Entries with page source code
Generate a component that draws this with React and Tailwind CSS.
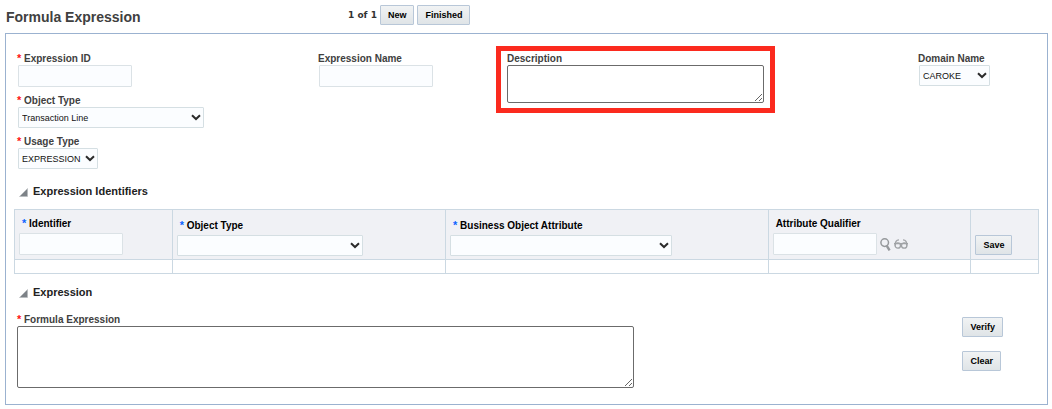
const Star = ({ blue }) => (
  <span
    aria-hidden="true"
    className={`w-[7px] shrink-0 text-[11px] leading-[10px] ${blue ? "text-[#0a64ff]" : "text-[#ff1414]"}`}
  >
    *
  </span>
);

const Label = ({ id, required, children }) => (
  <label htmlFor={id} className="flex text-[10px] leading-3 font-bold whitespace-nowrap text-[#404040]">
    {required && <Star />}
    {children}
  </label>
);

const HeadLabel = ({ id, required, children }) => (
  <label htmlFor={id} className="mb-[3px] flex pl-[3px] text-[10px] leading-3 font-bold whitespace-nowrap text-black">
    {required && <Star blue />}
    {children}
  </label>
);

const TextInput = ({ id, className }) => (
  <input
    id={id}
    type="text"
    className={`block rounded-[1px] border border-[#dbe2e6] bg-[#fbfdff] px-1 text-[10px] ${className}`}
  />
);

const Select = ({ id, className, options = [""] }) => (
  <div className={`relative max-w-full ${className}`}>
    <select
      id={id}
      className="block h-[21px] w-full appearance-none rounded-[1px] border border-[#d5dfe3] bg-[#fbfdff] pl-[3px] text-[9px] leading-4 text-[#111]"
    >
      {options.map((option) => (
        <option key={option}>{option}</option>
      ))}
    </select>
    <svg
      viewBox="0 0 10 7"
      className="pointer-events-none absolute top-[7px] right-[3px] h-[7px] w-[10px]"
      fill="none"
      stroke="#2b2b2b"
      strokeWidth="2"
    >
      <path d="M1 1.2 L5 5 L9 1.2" />
    </svg>
  </div>
);

const Button = ({ children }) => (
  <button
    type="button"
    className="h-5 rounded-[1px] border border-[#b8c7d8] bg-linear-to-b from-[#f1f3f4] to-[#dfe4e7] px-[7px] text-[9px] leading-4 font-bold whitespace-nowrap text-black"
  >
    {children}
  </button>
);

const SectionHeading = ({ children }) => (
  <h2 className="flex items-center gap-[5px] pl-[5px] text-[11px] leading-4 font-bold text-[#222]">
    <svg viewBox="0 0 9 9" className="mt-[2px] h-[9px] w-[9px]">
      <path d="M8.5 0.5 V8.5 H0.5 Z" fill="#7d8287" stroke="#b5b9bc" strokeWidth="0.6" />
    </svg>
    {children}
  </h2>
);

const SearchIcon = () => (
  <svg viewBox="0 0 11 13" className="h-[13px] w-[11px]" fill="none" stroke="#96999c">
    <circle cx="4.7" cy="4.6" r="3.8" strokeWidth="1.5" />
    <path d="M6.8 7.8 L9.6 12.4" strokeWidth="2.4" />
  </svg>
);

const GlassesIcon = () => (
  <svg viewBox="0 0 14 10" className="h-[10px] w-[14px]" fill="none" stroke="#a0a3a6" strokeWidth="1.3">
    <circle cx="3.8" cy="6.5" r="2.7" />
    <circle cx="10.2" cy="6.5" r="2.7" />
    <path d="M1.1 6.5 C1.1 3 2.2 0.9 5 0.9 M12.9 6.5 C12.9 3 11.8 0.9 9 0.9" />
    <path d="M0 4.6 H14" />
  </svg>
);

const App = () => {
  const cell = "border border-[#cbd8e2]";
  const head = `${cell} h-[50px] px-1 align-bottom text-left font-normal`;

  return (
    <div className="bg-white pt-[5px] pr-1 pb-[3px] pl-[5px] font-['Liberation_Sans',Arial,sans-serif]">
      <header className="flex h-7 items-start">
        <h1 className="w-[343px] pt-[2px] pl-px text-[14px] leading-5 font-bold text-[#404040]">
          Formula Expression
        </h1>
        <div className="flex items-center gap-[3px]">
          <span className="text-[9px] leading-5 font-bold text-[#333] font-['DejaVu_Sans',Verdana,sans-serif]">
            1 of 1
          </span>
          <Button>New</Button>
          <Button>Finished</Button>
        </div>
      </header>

      <main className="border border-[#9bb2d0] px-2 pt-3 pb-4">
        <div className="grid grid-cols-[301fr_178fr_422fr_121fr] items-start pl-[3px]">
          <div className="space-y-2 pt-[7px]">
            <div>
              <Label id="expression-id" required>Expression ID</Label>
              <div className="pl-px">
                <TextInput id="expression-id" className="h-[22px] w-[114px]" />
              </div>
            </div>
            <div>
              <Label id="object-type" required>Object Type</Label>
              <div className="pl-px">
                <Select id="object-type" className="w-[186px]" options={["Transaction Line"]} />
              </div>
            </div>
            <div>
              <Label id="usage-type" required>Usage Type</Label>
              <div className="pl-px">
                <Select id="usage-type" className="w-20" options={["EXPRESSION"]} />
              </div>
            </div>
          </div>

          <div className="pt-[7px]">
            <Label id="expression-name">Expression Name</Label>
            <div className="pl-px">
              <TextInput id="expression-name" className="h-[22px] w-[114px]" />
            </div>
          </div>

          <div className="w-[279px] max-w-full border-[5px] border-[#fb2a1e] px-[6px] pt-[2px] pb-[5px]">
            <Label id="description">Description</Label>
            <textarea
              id="description"
              className="block h-[38px] w-full rounded-[2px] border border-[#6b6b6b] bg-white p-1 text-[10px]"
            />
          </div>

          <div className="pt-[7px]">
            <Label id="domain-name">Domain Name</Label>
            <div className="pl-px">
              <Select id="domain-name" className="w-[71px]" options={["CAROKE"]} />
            </div>
          </div>
        </div>

        <section className="mt-[14px]">
          <SectionHeading>Expression Identifiers</SectionHeading>
          <table className="mt-[10px] w-full table-fixed border-collapse">
            <colgroup>
              <col className="w-[15.4%]" />
              <col className="w-[26.7%]" />
              <col className="w-[31.5%]" />
              <col className="w-[19.8%]" />
              <col className="w-[6.6%]" />
            </colgroup>
            <thead className="bg-[#f0f1f5]">
              <tr>
                <th className={`${head} pb-1`}>
                  <HeadLabel id="identifier" required>Identifier</HeadLabel>
                  <TextInput id="identifier" className="h-[22px] w-[104px]" />
                </th>
                <th className={`${head} pb-[3px]`}>
                  <HeadLabel id="row-object-type" required>Object Type</HeadLabel>
                  <Select id="row-object-type" className="w-[186px]" />
                </th>
                <th className={`${head} pb-[3px]`}>
                  <HeadLabel id="business-attribute" required>Business Object Attribute</HeadLabel>
                  <Select id="business-attribute" className="w-[222px]" />
                </th>
                <th className={`${head} pb-1`}>
                  <HeadLabel id="attribute-qualifier">Attribute Qualifier</HeadLabel>
                  <div className="flex items-center">
                    <TextInput id="attribute-qualifier" className="h-[22px] w-[104px]" />
                    <button type="button" aria-label="Search" className="ml-[3px]">
                      <SearchIcon />
                    </button>
                    <button type="button" aria-label="View" className="ml-[3px]">
                      <GlassesIcon />
                    </button>
                  </div>
                </th>
                <th className={`${head} pb-1`}>
                  <Button>Save</Button>
                </th>
              </tr>
            </thead>
            <tbody>
              <tr className="h-[14px]">
                <td className={cell} />
                <td className={cell} />
                <td className={cell} />
                <td className={cell} />
                <td className={cell} />
              </tr>
            </tbody>
          </table>
        </section>

        <section className="mt-[10px]">
          <SectionHeading>Expression</SectionHeading>
          <div className="mt-[14px] flex items-start justify-between pr-9 pl-[3px]">
            <div className="w-[617px]">
              <Label id="formula" required>Formula Expression</Label>
              <textarea
                id="formula"
                className="block h-[62px] w-full rounded-[2px] border border-[#6b6b6b] bg-white p-1 text-[10px]"
              />
            </div>
            <div className="flex flex-col items-start gap-[14px] pt-[3px]">
              <Button>Verify</Button>
              <Button>Clear</Button>
            </div>
          </div>
        </section>
      </main>
    </div>
  );
};

export default App;
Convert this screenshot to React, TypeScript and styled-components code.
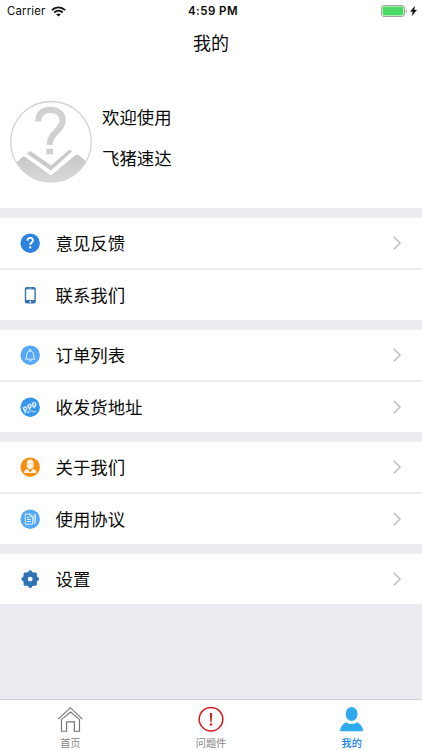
import React from "react";
import styled, { createGlobalStyle } from "styled-components";

const GlobalStyle = createGlobalStyle`
  * { box-sizing: border-box; }
  body {
    margin: 0;
    background: #ebebf1;
    color: #0a0a0a;
    font-family: Inter, "Noto Sans CJK SC", sans-serif;
  }
  svg { display: block; flex: none; }
`;

const Screen = styled.div`
  display: flex;
  flex-direction: column;
  width: 422px;
  height: 750px;
  overflow: hidden;
  background: #ebebf1;
`;

const StatusBar = styled.div`
  display: grid;
  grid-template-columns: 1fr auto 1fr;
  align-items: center;
  height: 22px;
  padding: 0 5px 0 7px;
  background: #fff;
  font-size: 11.4px;
  line-height: 22px;
`;

const StatusSide = styled.div<{ $end?: boolean }>`
  display: flex;
  align-items: center;
  gap: ${(p) => (p.$end ? 3 : 6)}px;
  justify-content: ${(p) => (p.$end ? "flex-end" : "flex-start")};
  letter-spacing: 0.15px;
`;

const Clock = styled.div`
  padding-left: 2px;
  font-weight: 600;
  font-size: 11.5px;
  letter-spacing: 0.45px;
`;

const NavBar = styled.header`
  height: 42px;
  padding-top: 1px;
  background: #fff;
  text-align: center;
  font-size: 18px;
  line-height: 42px;
`;

const Profile = styled.section`
  display: flex;
  height: 144px;
  padding: 36px 10px 0;
  gap: 10px;
  background: #fff;
`;

const Greeting = styled.div`
  display: flex;
  flex-direction: column;
  gap: 17px;
  padding-top: 5.5px;
  font-size: 17.4px;
  line-height: 24px;
`;

const Group = styled.section`
  display: flex;
  flex-direction: column;
  gap: 2px;
  margin-top: 10px;
`;

const Row = styled.div`
  display: flex;
  align-items: center;
  height: 50px;
  padding: 0 19px 0 20px;
  background: #fff;
`;

const RowLabel = styled.span`
  flex: 1;
  margin-left: 15.5px;
  padding-top: 2px;
  font-size: 17.4px;
  line-height: 48px;
`;

const TabBar = styled.nav`
  display: grid;
  grid-template-columns: repeat(3, 1fr);
  height: 51px;
  margin-top: auto;
  border-top: 1px solid #cfcfd4;
  background: #fff;
`;

const Tab = styled.div<{ $active?: boolean }>`
  display: flex;
  flex-direction: column;
  align-items: center;
  padding-top: 6px;
  gap: 3px;
  font-size: 10.2px;
  line-height: 15px;
  font-weight: ${(p) => (p.$active ? 500 : 400)};
  color: ${(p) => (p.$active ? "#1580e4" : "#858585")};
`;

const Wifi = () => (
  <svg width="15" height="11" viewBox="0 0 15 11" fill="none" stroke="#111" strokeWidth="1.9">
    <path d="M.9 4.1C4.7.4 10.3.4 14.1 4.1M3.3 6.5c2.5-2.3 5.9-2.3 8.4 0" />
    <path d="M5.2 8.3Q7.5 6.5 9.8 8.3L7.5 10.6Z" fill="#111" stroke="none" />
  </svg>
);

const Battery = () => (
  <svg width="26" height="12" viewBox="0 0 26 12">
    <rect x=".5" y=".5" width="23" height="11" rx="2.5" fill="#fff" stroke="#a2a2a2" />
    <rect x="1.6" y="1.6" width="20.8" height="8.8" rx="1.4" fill="#4cd964" />
    <path d="M24.7 4v4q1.1-.6 1.1-2t-1.1-2" fill="#999" />
  </svg>
);

const Bolt = () => (
  <svg width="7" height="10" viewBox="0 0 7 10">
    <path d="M4.7.2.4 5.5h2.4L2 9.8 6.7 4.1H4.1Z" fill="#111" stroke="#111" strokeWidth=".3" />
  </svg>
);

const Avatar = () => (
  <svg width="82" height="83" viewBox="0 0 82 83">
    <defs>
      <linearGradient id="fold" x1="0" y1="0" x2="0" y2="1">
        <stop offset="0" stopColor="#c6c6c6" />
        <stop offset="1" stopColor="#dadada" />
      </linearGradient>
      <clipPath id="disc"><circle cx="41" cy="41.8" r="40.2" /></clipPath>
    </defs>
    <path d="M0 68 12.5 57Q14 56 16 57.5L41 75.5 65 55.5Q67 54 69 55.5L82 66V83H0Z" fill="url(#fold)" clipPath="url(#disc)" />
    <path d="M16.7 53.5 20.5 51 41 65.5 59.5 49.5 62 51.5 41 70.5Z" fill="#cbcbcb" />
    <path d="M28.3 21.5C28.3 13 33.5 9.8 40.5 9.8 48 9.8 52.6 13.7 52.6 20.5 52.6 31 39.7 32 39.7 45" fill="none" stroke="#d1d1d1" strokeWidth="6.2" />
    <rect x="36.4" y="48.7" width="6.6" height="5.6" fill="#cecece" />
    <circle cx="41" cy="41.8" r="40.3" fill="none" stroke="#d3d3d3" strokeWidth="1.3" />
  </svg>
);

const Chevron = () => (
  <svg width="12" height="16" viewBox="0 0 12 16" fill="none" stroke="#c5c5ca" strokeWidth="1.7">
    <path d="m2.8 1.9 6.2 6.2-6.2 6.2" />
  </svg>
);

type IconName = "help" | "phone" | "bell" | "map" | "person" | "document" | "gear";

const teeth = [0, 45, 90, 135, 180, 225, 270, 315];

const glyphs: Record<IconName, React.ReactNode> = {
  help: (
    <>
      <circle cx="10.2" cy="10.2" r="9.7" fill="#2b82df" />
      <path d="M7.4 7.8C7.4 4 13 4 13 7.3 13 9.5 10.2 9.4 10.2 12.1" fill="none" stroke="#fff" strokeWidth="1.9" />
      <rect x="9.2" y="13.3" width="2" height="2" fill="#fff" />
    </>
  ),
  phone: (
    <>
      <rect x="4.8" y="2" width="11" height="16.6" rx="2" fill="#3472b1" />
      <rect x="6.2" y="4.4" width="8.2" height="10.6" fill="#fff" />
      <path d="M8.5 3.2h3.4" stroke="#b8d2ec" strokeWidth=".6" />
      <circle cx="10.3" cy="16.7" r=".9" fill="#fff" />
    </>
  ),
  bell: (
    <>
      <circle cx="10.2" cy="10.2" r="9.7" fill="#55a7f8" />
      <path d="M5.3 14.1c1.5-1 1.3-2.4 1.5-4.5.2-2.1 1.3-3.5 3.4-3.5s3.2 1.4 3.4 3.5c.2 2.1 0 3.5 1.5 4.5ZM9.3 6V4.7H11V6M8.7 15.5q1.5 1.1 3 0" fill="none" stroke="#eef8ff" strokeWidth=".9" />
    </>
  ),
  map: (
    <>
      <circle cx="10.2" cy="10.2" r="9.7" fill="#3496f1" />
      <path d="m4.2 16.6 1.5-1.7 3 .9 2.5-2.2 2.3 1.2h2.7M9.2 13.4l-1.6 2" fill="none" stroke="#e4f3ff" strokeWidth=".8" />
      <path d="M5.1 15.1c-2.7-3.3-2.6-5.5 0-5.6 2.6.1 2.7 2.3 0 5.6ZM9.6 12.7c-2.7-3.3-2.6-5.6 0-5.7 2.6.1 2.7 2.4 0 5.7ZM14.1 11.2c-2.8-3.4-2.7-5.9 0-6 2.7.1 2.8 2.6 0 6Z" fill="#cce8ff" stroke="#fff" strokeWidth=".5" />
      <g fill="#3496f1"><circle cx="5.1" cy="11.6" r=".8" /><circle cx="9.6" cy="9.1" r=".8" /><circle cx="14.1" cy="7.4" r=".9" /></g>
    </>
  ),
  person: (
    <>
      <circle cx="10.2" cy="10.2" r="9.7" fill="#f98d0e" />
      <path d="M3.9 15.9q0-3.1 3.8-4.1l2.5 3.2 2.5-3.2q3.8 1 3.8 4.1Z" fill="#fff2df" />
      <path d="M6.8 9.2V5.7q.4-3.1 3.4-3.1t3.4 3.1v3.5q-.4 2.7-3.4 3-3-.3-3.4-3Z" fill="#fff4e5" />
      <path d="M7.8 7.4q2 0 3.4-1.2l1.4 1.2" fill="none" stroke="#f9b65f" strokeWidth=".6" />
      <path d="m8.3 12 1.9 2.9 1.9-2.9" fill="none" stroke="#f98d0e" strokeWidth=".8" />
    </>
  ),
  document: (
    <>
      <circle cx="10.2" cy="10.2" r="9.7" fill="#55a7f8" />
      <path d="M5.3 5h5l2.3 2.4v7.8H5.3ZM10.2 5v2.6h2.3M7 8.6h2.4M7 10.5h3.9M7 12.5h3.9M14 5.5h1.4v7.7l-.7 1.7-.7-1.7Z" fill="none" stroke="#f2faff" strokeWidth=".85" />
    </>
  ),
  gear: (
    <>
      <circle cx="10.2" cy="10.1" r="4.9" fill="none" stroke="#3073b4" strokeWidth="5" />
      {teeth.map((angle) => (
        <circle key={angle} cx="10.2" cy="3.3" r="2" fill="#3073b4" transform={`rotate(${angle} 10.2 10.1)`} />
      ))}
    </>
  ),
};

const RowIcon = ({ name }: { name: IconName }) => (
  <svg width="20" height="20" viewBox="0 0 20 20">{glyphs[name]}</svg>
);

const HomeIcon = () => (
  <svg width="26" height="27" viewBox="0 0 26 27" fill="none" stroke="#747474" strokeWidth="1.15">
    <path d="M1.2 13.1 13.3 1.7l12.1 11.4M4.5 13.4v11.8h5.1v-9.4h7.8v9.4h5.1V13.4L13.5 6Z" />
  </svg>
);

const AlertIcon = () => (
  <svg width="26" height="27" viewBox="0 0 26 27">
    <circle cx="13" cy="13.2" r="11.8" fill="none" stroke="#d61c23" strokeWidth="1.5" />
    <path d="M11.8 7h2.4l-.6 9.2h-1.2Z" fill="#d61c23" />
    <circle cx="13" cy="18.5" r="1.2" fill="#d61c23" />
  </svg>
);

const UserIcon = () => (
  <svg width="26" height="27" viewBox="0 0 26 27" fill="#2faaed">
    <ellipse cx="12.6" cy="8" rx="5.9" ry="6.9" />
    <path d="M1.1 24.8q.1-5.6 6-8.6 5.5 3.8 11 0 5.9 3.2 6 8.6-.1.5-1.1.5H2.2q-1 0-1.1-.5Z" />
  </svg>
);

const groups: { label: string; icon: IconName; plain?: boolean }[][] = [
  [{ label: "意见反馈", icon: "help" }, { label: "联系我们", icon: "phone", plain: true }],
  [{ label: "订单列表", icon: "bell" }, { label: "收发货地址", icon: "map" }],
  [{ label: "关于我们", icon: "person" }, { label: "使用协议", icon: "document" }],
  [{ label: "设置", icon: "gear" }],
];

export default function App() {
  return (
    <Screen>
      <GlobalStyle />
      <StatusBar>
        <StatusSide>Carrier<Wifi /></StatusSide>
        <Clock>4:59 PM</Clock>
        <StatusSide $end><Battery /><Bolt /></StatusSide>
      </StatusBar>
      <NavBar>我的</NavBar>
      <Profile>
        <Avatar />
        <Greeting>
          <span>欢迎使用</span>
          <span>飞猪速达</span>
        </Greeting>
      </Profile>
      {groups.map((rows) => (
        <Group key={rows[0].label}>
          {rows.map((row) => (
            <Row key={row.label}>
              <RowIcon name={row.icon} />
              <RowLabel>{row.label}</RowLabel>
              {!row.plain && <Chevron />}
            </Row>
          ))}
        </Group>
      ))}
      <TabBar>
        <Tab><HomeIcon />首页</Tab>
        <Tab><AlertIcon />问题件</Tab>
        <Tab $active><UserIcon />我的</Tab>
      </TabBar>
    </Screen>
  );
}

## Request
Pull out each line holding the string "React".

## Task answer
Generate a component that draws this with React and Tailwind CSS.
Convert this screenshot to React, TypeScript and styled-components code.
import React from "react";
const glyphs: Record<IconName, React.ReactNode> = {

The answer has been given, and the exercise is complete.